I bought the film Eat Pray Love (2010) on DVD from a charity shop and this week I decided to watch it. It is based on a book by Elizabeth Gilbert that was a New York Times bestseller that I read last year and absolutely loved. The book is about  woman who divorces her husband and then goes on a year long trip to Italy, India and Indonesia. The book is also about God as she starts praying and in India she goes to an ashram – a place of prayer that was set up by her guru. The book really spoke to me so I went in with high expectations and I was not disappointed. This film may sell itself as a rom-com but to me is about finding out who you want to be in life and what your goals should be. The author Liz is played by Julia Roberts who does an excellent job at portraying all of Liz’s emotions and feelings with using few words and her face.
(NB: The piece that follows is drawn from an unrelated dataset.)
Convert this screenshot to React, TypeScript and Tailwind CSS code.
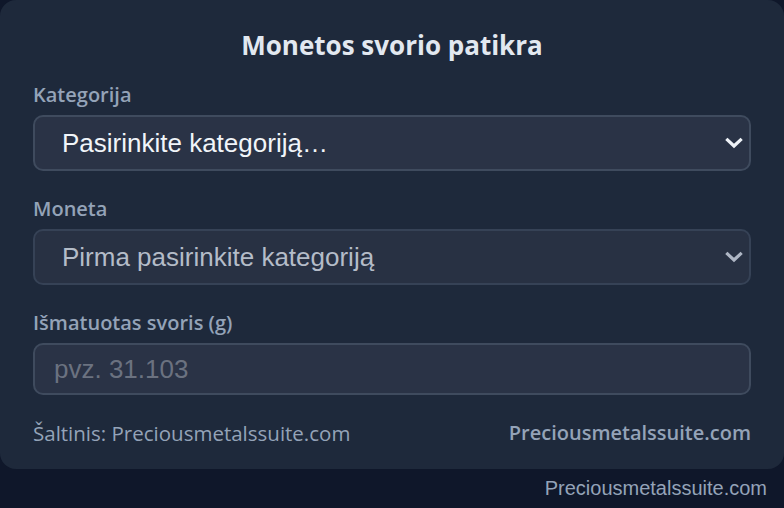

Other cast members include James Franco, looking very young playing her lover David, Billy Crudup, her husband and Viola Davis, Liz’s friend in New York where she lives. The story was adapted in the film but Liz Gilbert worked closely with the producers and oversaw all changes made. Some things were added that actually happened but were not mentioned in the book. The film is long over 2 hours but it is worth it to get the full story. The only negative is I felt the film did not go into enough did about Liz’s time in Indonesia. Overall I rate this film 4/5.

Amazon Prime:

I watched Office Christmas Party on Amazon Prime. I know it’s a bit too early for Christmas but this film features some of my favourite comedy actors and actresses like Jason Bateman, Jennifer Aniston, Kate McKinnon and Rob Corddry. The film is about a technology company run by a relaxed boss who has taken over from his dad. The office branch is about to be closed by his workaholic sister (Aniston) so the office throws an epic Christmas party to close a client. Chaos ensues. I liked the fun nature of this film and the great one lines from some of the funniest comedic actors in Hollywood. The cast gelled well and set for the party was massive and very detailed. It also has drama and romance and an epic car chase at the end. For a funny Christmas movie, it actually had a plot that made sense. I also watched it because I saw the trailer when it was being marketed last Christmas and thought it looked like a good film to watch. Definitely one to watch if you love comedy and Christmas and don’t mind occasional American cheesiness. Overall I rate this film 5/5.

So these are my 3 recommendations for this week. Some weeks I may watch more films than this but this week I had some big assignments due so I watched more TV instead.